Crocker wanted time to sit back, process, heal, and think, but events were moving too quickly. Seconds after Ritchie was wheeled into surgery, he telephoned Neto to tell him the news about Alizadeh. Neto spoke to Melkasian at the station, and a meeting was set for midnight.
Crocker grabbed a few winks in the car. He woke up remembering that he had never had a chance to do his Christmas shopping—an iPad for Jenny, a crystal-and-amethyst necklace he’d picked out for Holly at a Virginia Beach jewelry store. He hated being late with presents but couldn’t help it this time.
As soon as they arrived at the office in the Banco Popular building, Neto ordered pizza with everything and sodas from an all-night fast food joint. They were chowing down when Rappaport and Melkasian walked in clutching briefcases and dressed in rumpled business clothes. It looked as though they’d been working all night.
Rappaport said, “You sure kicked up a shit storm, Crocker.”
“Couldn’t avoid it.”
“Who authorized you to go into the colonel’s house?”
Neto spoke up. “I did, sir.”
Crocker cut in, “That’s bullshit. I did. I take full responsibility. I felt that it was important to try to identify the Iranian, and I ordered my man to scale the wall. Unfortunately, he had an accident and was discovered and shot. I deeply regret that now. But I’m also pleased that we’ve established that it’s Alizadeh himself who is setting up the Unit 5000 operation here.”
“It often works that way, doesn’t it, Crocker?” Rappaport asked. “The good mixed with the bad.”
“Yes it does, sir,” Crocker replied, struck by the sincere tone in his voice.
Rappaport reached across, laid a hand on Crocker’s shoulder, and said, “I’m sorry about your teammate. I pray he recovers quickly.”
“I appreciate that, sir.” Maybe Rappaport wasn’t a total asshole.
“As far as pissing off the Venezuelans, I say: fuck them,” Rappaport growled. “They had it coming. And as far as the Falcon goes, I’m ready to go to war.”
Crocker liked Rappaport’s new attitude and nodded in agreement. “Me, too, sir.
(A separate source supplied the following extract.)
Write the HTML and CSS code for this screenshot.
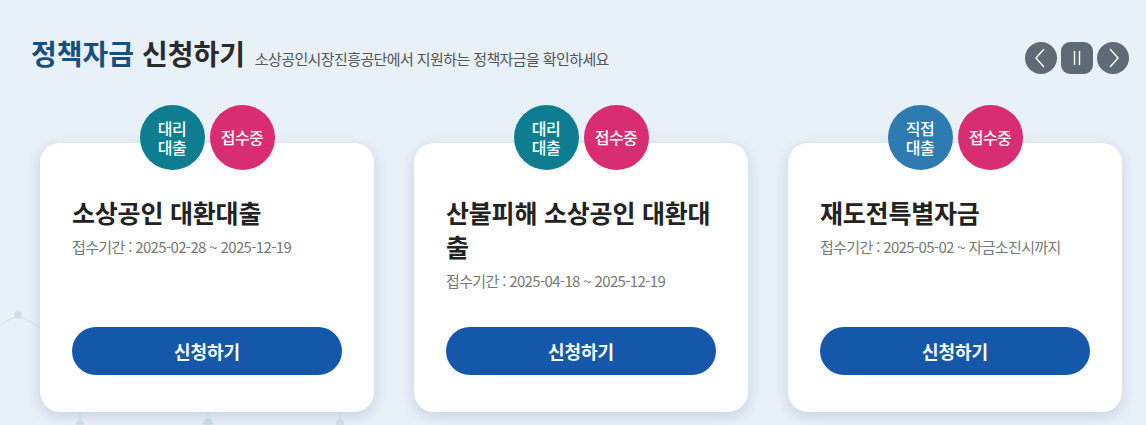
FILE: index.html
```html
<!DOCTYPE html>
<html lang="ko">
<head>
<meta charset="utf-8">
<title>정책자금 신청하기</title>
<link rel="stylesheet" href="styles.css">
</head>
<body>
<div class="page">
  <svg class="deco" width="1146" height="425" viewBox="0 0 1146 425" aria-hidden="true">
    <g stroke="#d3e0ea" stroke-width="1" fill="none">
      <line x1="-10" y1="330" x2="18" y2="315"/>
      <line x1="18" y1="315" x2="45" y2="330"/>
      <line x1="80" y1="412" x2="80" y2="425"/>
      <line x1="208" y1="412" x2="208" y2="425"/>
      <line x1="340" y1="412" x2="340" y2="425"/>
    </g>
    <g fill="#d3e0ea">
      <circle cx="18" cy="315" r="4"/>
      <circle cx="80" cy="424" r="4"/>
      <circle cx="208" cy="423" r="5"/>
      <circle cx="340" cy="423" r="4"/>
    </g>
  </svg>

  <header class="head">
    <h2 class="title"><span class="title-blue">정책자금</span> 신청하기 <span class="subtitle">소상공인시장진흥공단에서 지원하는 정책자금을 확인하세요</span></h2>
    <div class="controls">
      <button class="ctrl round" aria-label="이전">
        <svg width="32" height="32" viewBox="0 0 32 32"><polyline points="19,7 11,16 19,25" fill="none" stroke="#fff" stroke-width="1.4"/></svg>
      </button>
      <button class="ctrl square" aria-label="정지">
        <svg width="32" height="32" viewBox="0 0 32 32"><line x1="13.5" y1="9" x2="13.5" y2="23" stroke="#fff" stroke-width="1.4"/><line x1="18.5" y1="9" x2="18.5" y2="23" stroke="#fff" stroke-width="1.4"/></svg>
      </button>
      <button class="ctrl round" aria-label="다음">
        <svg width="32" height="32" viewBox="0 0 32 32"><polyline points="13,7 21,16 13,25" fill="none" stroke="#fff" stroke-width="1.4"/></svg>
      </button>
    </div>
  </header>

  <section class="cards">
    <article class="card">
      <div class="badges">
        <span class="badge teal">대리<br>대출</span>
        <span class="badge pink">접수중</span>
      </div>
      <h3 class="card-title">소상공인 대환대출</h3>
      <p class="card-date">접수기간 : 2025-02-28 ~ 2025-12-19</p>
      <a class="apply" href="#">신청하기</a>
    </article>
    <article class="card">
      <div class="badges">
        <span class="badge teal">대리<br>대출</span>
        <span class="badge pink">접수중</span>
      </div>
      <h3 class="card-title">산불피해 소상공인 대환대출</h3>
      <p class="card-date">접수기간 : 2025-04-18 ~ 2025-12-19</p>
      <a class="apply" href="#">신청하기</a>
    </article>
    <article class="card">
      <div class="badges">
        <span class="badge blue">직접<br>대출</span>
        <span class="badge pink">접수중</span>
      </div>
      <h3 class="card-title">재도전특별자금</h3>
      <p class="card-date">접수기간 : 2025-05-02 ~ 자금소진시까지</p>
      <a class="apply" href="#">신청하기</a>
    </article>
  </section>
</div>
</body>
</html>
```

FILE: styles.css
```css
* { box-sizing: border-box; }

html, body {
  margin: 0;
  padding: 0;
}

body {
  background: #e8f0f8;
  font-family: "Noto Sans CJK KR", "Noto Sans", sans-serif;
  overflow: hidden;
}

.page {
  position: relative;
  width: 1146px;
  height: 425px;
}

.deco {
  position: absolute;
  left: 0;
  top: 0;
  z-index: 0;
}

.head {
  position: relative;
  z-index: 1;
  display: flex;
  justify-content: space-between;
  align-items: flex-start;
  padding: 37px 17px 0 31px;
}

.title {
  margin: 0;
  font-size: 28px;
  line-height: 32px;
  font-weight: 700;
  letter-spacing: 0;
  color: #2b2b2b;
}

.title-blue {
  color: #174f7d;
}

.subtitle {
  margin-left: 2px;
  font-size: 15px;
  font-weight: 400;
  letter-spacing: -0.6px;
  color: #555;
}

.controls {
  display: flex;
  gap: 4px;
  margin-top: 5px;
}

.ctrl {
  width: 32px;
  height: 32px;
  padding: 0;
  border: 0;
  background: #5e6a75;
  display: flex;
  align-items: center;
  justify-content: center;
  cursor: pointer;
}

.ctrl.round { border-radius: 50%; }
.ctrl.square { border-radius: 9px; }

.cards {
  position: relative;
  z-index: 1;
  display: flex;
  gap: 40px;
  padding-left: 40px;
  margin-top: 68px;
}

.card {
  position: relative;
  width: 334px;
  height: 269px;
  background: #fff;
  border-radius: 20px;
  box-shadow: 0 4px 14px rgba(30, 60, 100, 0.16);
  padding: 52px 32px 37px;
  display: flex;
  flex-direction: column;
}

.badges {
  position: absolute;
  top: -38px;
  left: 0;
  right: 0;
  display: flex;
  justify-content: center;
  gap: 5px;
}

.badge {
  width: 65px;
  height: 65px;
  border-radius: 50%;
  display: flex;
  align-items: center;
  justify-content: center;
  text-align: center;
  color: #fff;
  font-size: 16px;
  line-height: 19px;
  font-weight: 500;
  letter-spacing: -0.5px;
}

.badge.teal { background: #0d7d8f; }
.badge.pink { background: #d82d71; }
.badge.blue { background: #2e7bb1; }

.card-title {
  margin: 0;
  font-size: 25px;
  line-height: 34px;
  font-weight: 700;
  letter-spacing: -0.2px;
  color: #222;
  word-break: break-all;
}

.card-date {
  margin: 8px 0 0;
  font-size: 15px;
  line-height: 20px;
  letter-spacing: -0.65px;
  color: #777;
}

.apply {
  margin-top: auto;
  height: 48px;
  border-radius: 24px;
  background: #1558aa;
  color: #fff;
  text-decoration: none;
  font-size: 18px;
  font-weight: 700;
  letter-spacing: 0;
  display: flex;
  align-items: center;
  justify-content: center;
}
```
Let’s kick his ass.”
Briefcases clicked open, pizza boxes were cleared from the table, and a secure phone line was opened to Langley, where an analyst named Sue from the Crime and Narcotics Center (CNC) reported that the names of three of the individuals mentioned in the Xeroxed documents captured in Petare had been matched to a computer printout of recent arrivals to Mexico from Venezuela.
“What’s that mean?” Rappaport asked.
“I don’t know.”
“Do you have any idea where they are now?” Melkasian asked, using a device to project a map of Mexico on the screen at the front of the room.
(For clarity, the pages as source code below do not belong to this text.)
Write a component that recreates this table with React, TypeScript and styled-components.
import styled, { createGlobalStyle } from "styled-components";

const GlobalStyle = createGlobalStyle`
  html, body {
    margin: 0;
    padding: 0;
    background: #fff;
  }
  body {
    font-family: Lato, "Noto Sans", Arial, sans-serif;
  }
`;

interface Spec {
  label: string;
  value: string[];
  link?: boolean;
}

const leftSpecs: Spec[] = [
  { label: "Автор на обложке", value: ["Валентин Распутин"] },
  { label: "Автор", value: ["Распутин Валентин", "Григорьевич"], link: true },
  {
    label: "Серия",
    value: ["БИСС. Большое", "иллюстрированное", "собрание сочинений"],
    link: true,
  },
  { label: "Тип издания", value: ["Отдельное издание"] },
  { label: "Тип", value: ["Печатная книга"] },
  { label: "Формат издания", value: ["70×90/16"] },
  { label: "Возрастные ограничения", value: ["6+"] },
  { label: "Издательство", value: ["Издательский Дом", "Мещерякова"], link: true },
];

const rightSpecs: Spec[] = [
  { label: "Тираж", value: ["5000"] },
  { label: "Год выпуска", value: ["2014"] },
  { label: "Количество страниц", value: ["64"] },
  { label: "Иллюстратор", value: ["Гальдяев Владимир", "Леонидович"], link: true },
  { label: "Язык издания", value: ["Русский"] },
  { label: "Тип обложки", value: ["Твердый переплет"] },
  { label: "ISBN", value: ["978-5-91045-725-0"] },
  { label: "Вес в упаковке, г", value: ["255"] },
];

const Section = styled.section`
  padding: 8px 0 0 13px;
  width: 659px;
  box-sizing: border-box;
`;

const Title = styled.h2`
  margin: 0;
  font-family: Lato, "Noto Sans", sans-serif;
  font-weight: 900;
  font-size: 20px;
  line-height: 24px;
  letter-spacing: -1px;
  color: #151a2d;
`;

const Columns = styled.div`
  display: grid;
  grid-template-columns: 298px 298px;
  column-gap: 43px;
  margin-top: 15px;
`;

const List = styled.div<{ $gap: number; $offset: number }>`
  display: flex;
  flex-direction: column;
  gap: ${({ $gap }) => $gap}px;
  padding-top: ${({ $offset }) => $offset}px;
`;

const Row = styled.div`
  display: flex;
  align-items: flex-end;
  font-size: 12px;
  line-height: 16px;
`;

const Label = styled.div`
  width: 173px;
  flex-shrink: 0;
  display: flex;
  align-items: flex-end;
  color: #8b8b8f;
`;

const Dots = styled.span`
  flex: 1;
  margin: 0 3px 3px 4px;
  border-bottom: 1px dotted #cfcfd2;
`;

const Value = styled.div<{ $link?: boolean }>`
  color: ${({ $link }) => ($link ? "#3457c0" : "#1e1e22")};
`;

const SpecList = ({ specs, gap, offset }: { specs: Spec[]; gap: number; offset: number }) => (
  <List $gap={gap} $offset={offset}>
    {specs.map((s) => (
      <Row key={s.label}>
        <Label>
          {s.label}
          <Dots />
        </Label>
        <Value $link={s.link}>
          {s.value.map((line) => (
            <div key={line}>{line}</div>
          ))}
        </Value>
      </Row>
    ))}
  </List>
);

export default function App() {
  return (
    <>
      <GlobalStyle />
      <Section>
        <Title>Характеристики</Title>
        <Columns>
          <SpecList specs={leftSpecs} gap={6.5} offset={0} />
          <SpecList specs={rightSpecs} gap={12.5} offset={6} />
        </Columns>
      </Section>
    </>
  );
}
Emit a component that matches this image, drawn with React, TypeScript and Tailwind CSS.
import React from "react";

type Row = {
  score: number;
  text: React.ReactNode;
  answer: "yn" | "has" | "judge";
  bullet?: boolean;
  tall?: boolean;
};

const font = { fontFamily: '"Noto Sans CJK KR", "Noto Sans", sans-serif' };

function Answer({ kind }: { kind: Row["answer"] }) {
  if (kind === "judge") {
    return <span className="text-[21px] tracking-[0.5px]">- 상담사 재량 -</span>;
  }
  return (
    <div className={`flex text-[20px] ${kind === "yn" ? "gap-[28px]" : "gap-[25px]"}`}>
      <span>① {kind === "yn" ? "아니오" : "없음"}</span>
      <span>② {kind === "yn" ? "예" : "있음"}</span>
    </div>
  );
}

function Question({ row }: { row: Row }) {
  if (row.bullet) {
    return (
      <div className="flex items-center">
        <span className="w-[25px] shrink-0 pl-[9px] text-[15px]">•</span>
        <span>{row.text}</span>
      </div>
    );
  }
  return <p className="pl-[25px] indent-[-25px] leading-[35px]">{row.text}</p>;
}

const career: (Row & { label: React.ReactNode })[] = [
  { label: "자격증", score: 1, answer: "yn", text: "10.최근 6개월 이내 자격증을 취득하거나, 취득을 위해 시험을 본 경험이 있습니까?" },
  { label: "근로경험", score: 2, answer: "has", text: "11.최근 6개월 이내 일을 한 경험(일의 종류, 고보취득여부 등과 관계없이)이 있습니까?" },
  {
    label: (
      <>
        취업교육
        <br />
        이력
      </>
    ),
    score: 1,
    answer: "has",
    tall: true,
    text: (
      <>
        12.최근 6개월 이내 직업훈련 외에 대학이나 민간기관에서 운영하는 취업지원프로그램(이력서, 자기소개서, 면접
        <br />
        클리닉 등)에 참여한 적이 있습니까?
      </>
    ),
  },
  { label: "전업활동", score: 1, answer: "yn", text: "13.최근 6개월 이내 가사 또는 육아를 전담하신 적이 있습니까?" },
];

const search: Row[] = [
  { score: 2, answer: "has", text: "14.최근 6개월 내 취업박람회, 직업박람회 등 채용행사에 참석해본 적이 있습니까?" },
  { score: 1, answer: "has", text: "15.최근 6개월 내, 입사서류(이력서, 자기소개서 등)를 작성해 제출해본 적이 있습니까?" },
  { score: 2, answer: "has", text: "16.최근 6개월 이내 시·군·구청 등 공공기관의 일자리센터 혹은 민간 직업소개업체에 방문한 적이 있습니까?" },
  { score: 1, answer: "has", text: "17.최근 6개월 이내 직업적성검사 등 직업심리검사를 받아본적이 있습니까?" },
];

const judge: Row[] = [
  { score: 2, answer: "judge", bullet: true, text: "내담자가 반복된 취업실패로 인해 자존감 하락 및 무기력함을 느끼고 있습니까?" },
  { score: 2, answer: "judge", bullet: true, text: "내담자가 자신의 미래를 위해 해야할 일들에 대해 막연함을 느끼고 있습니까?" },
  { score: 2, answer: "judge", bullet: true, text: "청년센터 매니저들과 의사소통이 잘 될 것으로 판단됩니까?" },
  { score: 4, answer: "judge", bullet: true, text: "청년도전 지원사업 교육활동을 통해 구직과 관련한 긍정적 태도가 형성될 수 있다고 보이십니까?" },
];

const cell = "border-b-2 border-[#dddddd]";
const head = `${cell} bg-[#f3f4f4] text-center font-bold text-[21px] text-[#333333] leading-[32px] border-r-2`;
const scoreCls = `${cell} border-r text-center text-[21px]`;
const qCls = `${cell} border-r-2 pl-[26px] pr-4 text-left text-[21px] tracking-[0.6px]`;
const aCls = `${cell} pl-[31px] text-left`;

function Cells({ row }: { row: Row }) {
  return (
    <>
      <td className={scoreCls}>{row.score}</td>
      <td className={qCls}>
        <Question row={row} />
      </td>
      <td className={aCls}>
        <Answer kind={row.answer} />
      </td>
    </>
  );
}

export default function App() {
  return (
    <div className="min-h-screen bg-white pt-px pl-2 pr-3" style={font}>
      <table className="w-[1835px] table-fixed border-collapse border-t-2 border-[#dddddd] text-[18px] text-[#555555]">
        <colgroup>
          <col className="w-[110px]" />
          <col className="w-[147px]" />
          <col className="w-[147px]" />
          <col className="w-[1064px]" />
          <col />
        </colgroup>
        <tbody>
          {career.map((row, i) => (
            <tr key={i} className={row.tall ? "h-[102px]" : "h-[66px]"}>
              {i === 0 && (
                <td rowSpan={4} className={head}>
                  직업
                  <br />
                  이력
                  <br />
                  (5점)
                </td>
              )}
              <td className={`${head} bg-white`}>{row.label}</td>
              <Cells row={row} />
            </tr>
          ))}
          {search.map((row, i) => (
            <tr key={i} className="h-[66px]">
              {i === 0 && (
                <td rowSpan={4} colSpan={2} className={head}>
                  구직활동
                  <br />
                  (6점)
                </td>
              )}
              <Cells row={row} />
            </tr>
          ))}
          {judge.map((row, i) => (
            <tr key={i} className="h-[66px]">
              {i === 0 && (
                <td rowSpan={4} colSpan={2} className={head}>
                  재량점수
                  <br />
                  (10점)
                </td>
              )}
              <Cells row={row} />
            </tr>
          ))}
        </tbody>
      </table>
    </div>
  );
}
“Mexican PFM has tracked them to the town of San Miguel de Allende, which is about a hundred and seventy miles north of Mexico City,” Sue said over the speakerphone. PFM was the Mexican version of the FBI.
At the mention of San Miguel de Allende, Crocker smiled inwardly. Before they married he and Holly had spent a romantic week in that village in an inn overlooking the lake.
“What are they doing there?” Rappaport asked.
“We’ve been treating them as potential drug traffickers,” Sue answered. “They claim to be Venezuelan financial advisors looking for business investments. Their behavior is suspicious because they stick together, spend a lot of time in their hotel room, eat at cheap restaurants, don’t drink alcohol, and are constantly looking over their shoulders to see if they’re being watched.”
“Potential drug traffickers?” Melkasian asked skeptically.
“Yes, our intelligent operational probabilities computer program gave that a probability of forty percent, which is high. But it’s possible they could be up to something else.”
“You mean some other sort of illegal activity?” Rappaport asked. “And you say Mexican PFM is keeping an eye on them?”
“That’s correct, sir.”
“Can they be trusted?”
“Not really, no. That’s why we’ve dispatched a two-person DEA team from Mexico City. They should be there within the hour.”
“Good,” Rappaport said, checking his watch. “We think these men might be Iranian members of the IRGC, so inform us immediately regarding their movements or anything else you learn.”
“I will, sir.”
“You have anything else?” he asked.
Sue said, “The names of two other individuals on the list you sent us—Jorge Alvarez Nazra and Raul Abaid Lopez—correspond to two men who recently passed the PPL and CPL exams in Venezuela.”